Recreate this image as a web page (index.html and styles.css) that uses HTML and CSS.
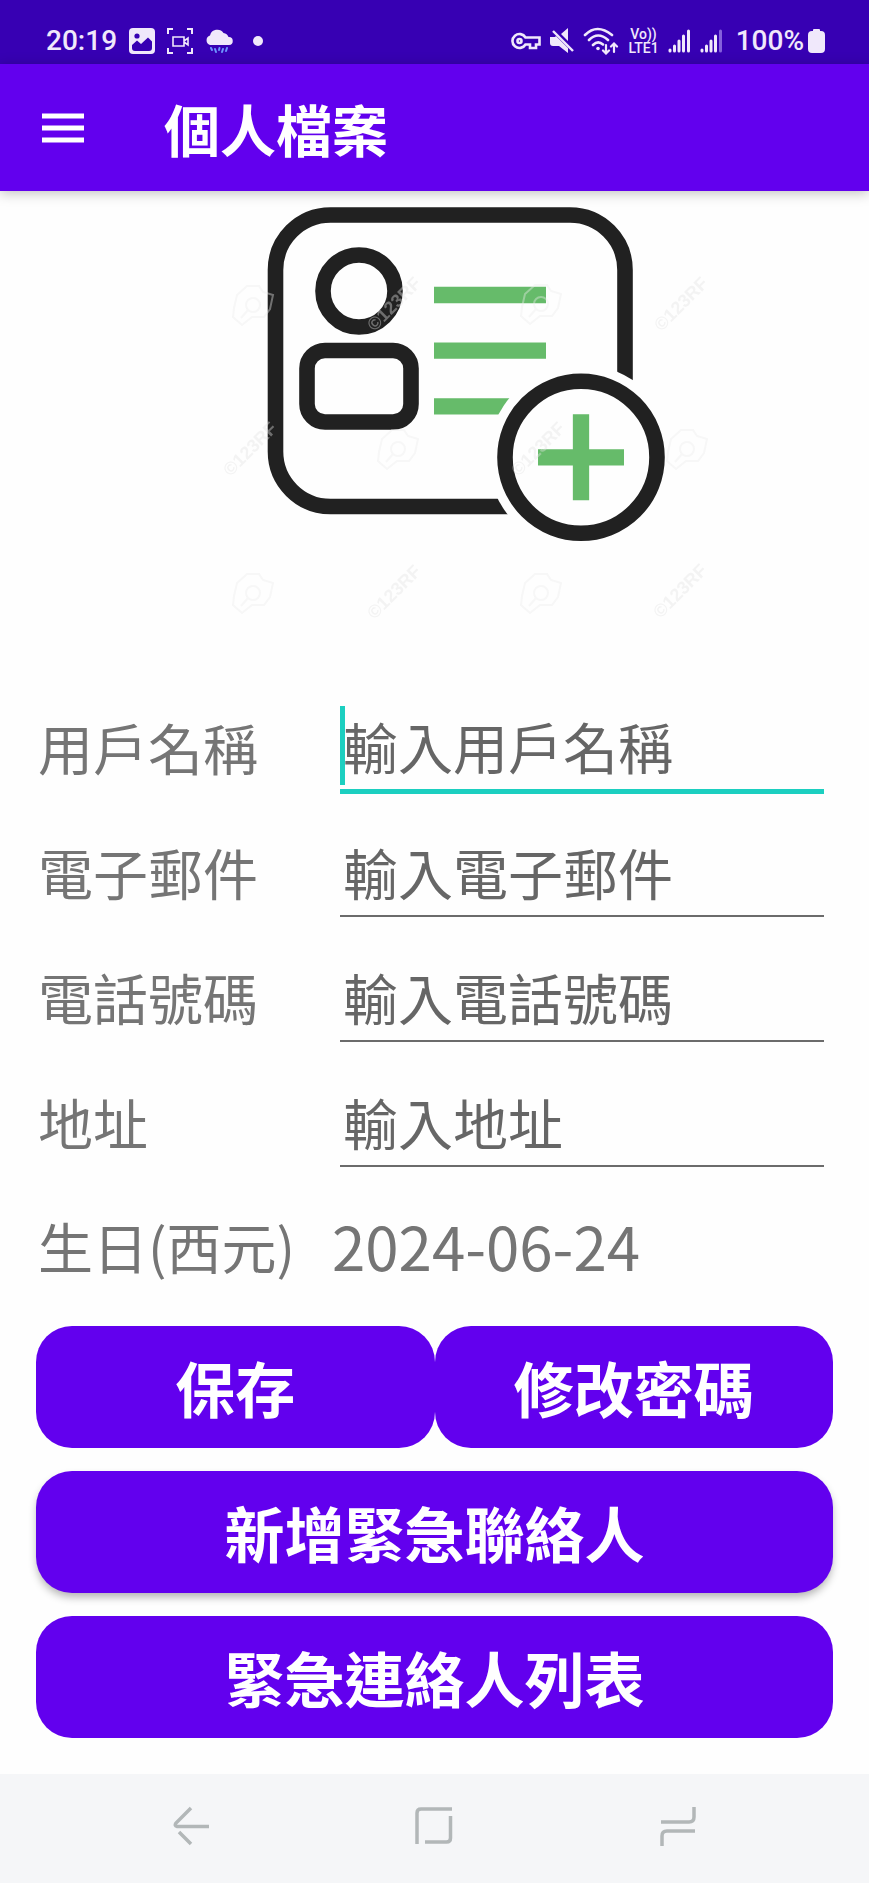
FILE: index.html
```html
<!DOCTYPE html>
<html lang="zh-Hant">
<head>
<meta charset="utf-8">
<meta name="viewport" content="width=device-width, initial-scale=1">
<title>個人檔案</title>
<link rel="stylesheet" href="styles.css">
</head>
<body>
<div class="screen">
  <div class="status">
    <div class="status-left">
      <span class="clock">20:19</span>
      <svg width="26" height="26" viewBox="0 0 26 26" aria-hidden="true"><rect width="26" height="26" rx="4" fill="#f0e8fb"/><circle cx="8" cy="8" r="2.600" fill="#3700b3"/><path d="M3 19v-2l5-4.500 4 3.500 7-6.500 4 4V20q0 3-3 3H6q-3 0-3-3z" fill="#3700b3"/></svg>
      <svg width="26" height="26" viewBox="0 0 26 26" fill="none" stroke="#f0e8fb" stroke-width="2" aria-hidden="true"><path d="M1 6V1h5M20 1h5v5M25 20v5h-5M6 25H1v-5"/><path d="M6 9h11v9H6zM17 13l4-3v7l-4-3" stroke-width="1.600"/></svg>
      <svg width="28" height="26" viewBox="0 0 28 26" aria-hidden="true"><path d="M5 17a5 5 0 0 1 0-9.500A7.500 7.500 0 0 1 18.500 5a6 6 0 0 1 5 4A4 4 0 0 1 24 17z" fill="#f0e8fb"/><path d="M6 20l1 2M10 21l1 3M14.500 20l-.5 2M18 21l-1 3M22 20l-1 3" stroke="#6d95ff" stroke-width="2" stroke-linecap="round"/></svg>
      <span class="dot"></span>
    </div>
    <div class="status-right">
      <svg width="30" height="26" viewBox="0 0 30 26" fill="none" stroke="#f0e8fb" stroke-width="2.600" aria-hidden="true"><circle cx="8.500" cy="13" r="2"/><path d="M14.500 9.500a7 7 0 1 0 0 7H19V20h6v-3.500h3.500v-7z"/></svg>
      <svg width="24" height="26" viewBox="0 0 24 26" aria-hidden="true"><path d="M0 9h5l1-1 12 12v5l-9-7H3q-3 0-3-3zM11 6l7-6v13z" fill="#f0e8fb"/><path d="M3 3l20 20" stroke="#f0e8fb" stroke-width="2.400"/></svg>
      <svg width="36" height="28" viewBox="0 0 36 28" fill="none" stroke="#f0e8fb" stroke-width="2.600" stroke-linecap="round" aria-hidden="true"><path d="M2 8q12-12 27 0M6 13q9-9 19 0M10 18q5-5 10-.5"/><circle cx="15" cy="21.500" r="1.800" fill="#f0e8fb" stroke="none"/><path d="M23 18v8M20 23.500l3 3 3-3M31 25v-8M28 19.500l3-3 3 3" stroke-width="2.200"/></svg>
      <span class="volte"><span>Vo))</span><span>LTE1</span></span>
      <svg width="23" height="26" viewBox="0 0 23 26" stroke="#f0e8fb" stroke-width="3" stroke-linecap="round" aria-hidden="true"><path d="M2 22v1M6.500 18v5M11 13v10M15.500 8v15M20.500 3v20"/></svg>
      <svg width="23" height="26" viewBox="0 0 23 26" stroke="#f0e8fb" stroke-width="3" stroke-linecap="round" aria-hidden="true"><path d="M2 22v1M6.500 18v5M11 13v10M15.500 8v15"/><path d="M20.500 3v20" stroke="#8560dc"/></svg>
      <span class="power">
        <span class="percent">100%</span>
        <svg width="17" height="26" viewBox="0 0 17 26" aria-hidden="true"><path d="M5 2q0-1 1-1h5q1 0 1 1v1h1q4 0 4 4v14q0 4-4 4H4q-4 0-4-4V7q0-4 4-4h1z" fill="#f0e8fb"/></svg>
      </span>
    </div>
  </div>

  <header class="appbar">
    <button class="menu" type="button" aria-label="選單"><svg width="42" height="30" viewBox="0 0 42 30" aria-hidden="true"><path d="M0 3h42M0 15h42M0 27h42" stroke="#fff" stroke-width="5"/></svg></button>
    <h1 class="title">個人檔案</h1>
  </header>

  <main class="content">
    <svg class="hero" viewBox="155 191 559 478" role="img" aria-label="個人檔案">
      <defs>
        <g id="camera" fill="none" stroke="#ededed" stroke-width="2"><path d="M-19 3l3-13 10-9 12 0 4 6 10 3-3 14-6 8-12 0-10 8-9-8z"/><circle r="7"/><path d="M-5 5l-7 8"/></g>
        <text id="mark" class="mark" text-anchor="middle" transform="rotate(-45)" y="6">©123RF</text>
      </defs>
      <rect x="275.500" y="215" width="349.500" height="291.500" rx="55" fill="none" stroke="#212121" stroke-width="15.600"/>
      <circle cx="359" cy="291" r="36" fill="none" stroke="#212121" stroke-width="15.600"/>
      <rect x="307" y="350.500" width="104" height="71.500" rx="18" fill="none" stroke="#212121" stroke-width="15.600"/>
      <path d="M434 295h112M434 350.700h112M434 406.300h112" stroke="#66bb6a" stroke-width="16.300"/>
      <circle cx="581" cy="457.300" r="93" fill="#fefefe"/>
      <circle cx="581" cy="457.300" r="76" fill="#fefefe" stroke="#212121" stroke-width="15.600"/>
      <path d="M538 457.300h86M581 414.300v86" stroke="#66bb6a" stroke-width="16.300"/>
      <g opacity=".4">
        <use href="#camera" x="253" y="305"/><use href="#camera" x="541" y="304"/><use href="#camera" x="398" y="449"/><use href="#camera" x="687" y="449"/><use href="#camera" x="253" y="593"/><use href="#camera" x="541" y="593"/>
        <use href="#mark" x="394" y="304"/><use href="#mark" x="681" y="304"/><use href="#mark" x="250" y="449"/><use href="#mark" x="538" y="449"/><use href="#mark" x="394" y="592"/><use href="#mark" x="680" y="591"/>
      </g>
    </svg>

    <form class="form">
      <div class="row"><label for="user">用戶名稱</label><div class="field active"><input id="user" type="text" placeholder="輸入用戶名稱"><span class="caret"></span></div></div>
      <div class="row"><label for="mail">電子郵件</label><div class="field"><input id="mail" type="email" placeholder="輸入電子郵件"></div></div>
      <div class="row"><label for="phone">電話號碼</label><div class="field"><input id="phone" type="tel" placeholder="輸入電話號碼"></div></div>
      <div class="row"><label for="address">地址</label><div class="field"><input id="address" type="text" placeholder="輸入地址"></div></div>
      <div class="row birthday"><span>生日(西元)</span><time class="date" datetime="2024-06-24">2024-06-24</time></div>
      <div class="actions">
        <div class="pair"><button class="btn" type="button">保存</button><button class="btn" type="button">修改密碼</button></div>
        <button class="btn raised" type="button">新增緊急聯絡人</button>
        <button class="btn" type="button">緊急連絡人列表</button>
      </div>
    </form>
  </main>

  <nav class="navbar">
    <button type="button" aria-label="返回"><svg width="40" height="42" viewBox="0 0 40 42" aria-hidden="true"><path d="M20 3L5 18q-2 3 1 3.500h32M8 27l12 12"/></svg></button>
    <button type="button" aria-label="主畫面"><svg width="40" height="42" viewBox="0 0 40 42" aria-hidden="true"><path d="M3 39V8q0-4 4-4h31M36.500 11v22q0 4-4 4H11"/></svg></button>
    <button type="button" aria-label="最近使用"><svg width="40" height="42" viewBox="0 0 40 42" aria-hidden="true"><path d="M3 17h28q5 0 5-5V2M37 26H9q-5 0-5 5v10"/></svg></button>
  </nav>
</div>
</body>
</html>
```

FILE: styles.css
```css
* { box-sizing: border-box; }

body {
  margin: 0;
  background: #fefefe;
  color: #757575;
  font-family: "Noto Sans CJK TC", "Noto Sans", sans-serif;
  font-size: 55px;
}

button, input { font: inherit; border: 0; margin: 0; padding: 0; }
button { background: none; cursor: pointer; }
svg { display: block; flex: none; }

.screen { min-height: 100vh; display: flex; flex-direction: column; }

.status {
  height: 64px;
  padding: 18px 44px 0 46px;
  display: flex;
  justify-content: space-between;
  align-items: center;
  background: #3700b3;
  color: #f0e8fb;
  font-family: Roboto, sans-serif;
}
.status-left, .status-right, .power { display: flex; align-items: center; }
.status-left { gap: 12px; }
.status-right { gap: 9px; }
.power { gap: 4px; margin-left: 4px; }
.clock, .percent { font-size: 28px; font-weight: 500; line-height: 32px; }
.dot { width: 10px; height: 10px; margin-left: 8px; border-radius: 50%; background: #f0e8fb; }
.volte {
  display: flex;
  flex-direction: column;
  align-items: center;
  font-size: 14px;
  font-weight: 500;
  line-height: 14px;
}

.appbar {
  height: 127px;
  padding: 0 42px;
  display: flex;
  align-items: center;
  gap: 80px;
  background: #6200ee;
  box-shadow: 0 2px 12px rgba(0, 0, 0, .25);
}
.title { margin: 0; color: #fff; font-size: 56px; font-weight: 700; line-height: 80px; }

.content { flex: 1; }
.hero { width: 559px; max-width: 100%; margin: 0 auto; }
.mark { font-family: "Liberation Sans", sans-serif; font-size: 18px; font-weight: 700; fill: #e4e4e4; }

.row {
  height: 125px;
  padding: 0 45px 0 38px;
  display: grid;
  grid-template-columns: 302px 1fr;
  align-items: end;
}
.row label { line-height: 80px; margin-bottom: 8px; }
.field { position: relative; margin-bottom: 2px; border-bottom: 2px solid #6b6b6b; }
.field.active { margin-bottom: 0; border-bottom: 5px solid #1ccfc0; }
.field input {
  display: block;
  width: 100%;
  height: 84px;
  padding: 0 0 4px 3px;
  background: none;
  outline: 0;
  color: #666;
}
.field input::placeholder { color: #666; opacity: 1; }
.caret { position: absolute; left: 0; bottom: 4px; width: 5px; height: 79px; background: #1ccfc0; }

.birthday {
  height: 157px;
  padding-bottom: 6px;
  grid-template-columns: 294px 1fr;
  align-items: center;
  line-height: 80px;
}
.date { font-size: 60px; }

.actions { padding: 0 36px 36px; display: flex; flex-direction: column; gap: 23px; }
.pair { display: grid; grid-template-columns: 1fr 1fr; }
.btn {
  width: 100%;
  height: 122px;
  border-radius: 36px;
  background: #6200ee;
  color: #fff;
  font-size: 60px;
  font-weight: 700;
  line-height: 80px;
}
.raised { box-shadow: 0 5px 8px -1px rgba(0, 0, 0, .3); }

.navbar {
  height: 109px;
  padding: 0 69px;
  display: grid;
  grid-template-columns: repeat(3, 1fr);
  background: #f5f6f8;
}
.navbar button { display: flex; align-items: center; justify-content: center; padding-bottom: 6px; }
.navbar path { fill: none; stroke: #b2b7b8; stroke-width: 3.5; }
```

- - -

WHAT THE TASK REQUIRES: Identify each line containing the string "index" and copy it out.

RIGHT ANSWER:
Recreate this image as a web page (index.html and styles.css) that uses HTML and CSS.
FILE: index.html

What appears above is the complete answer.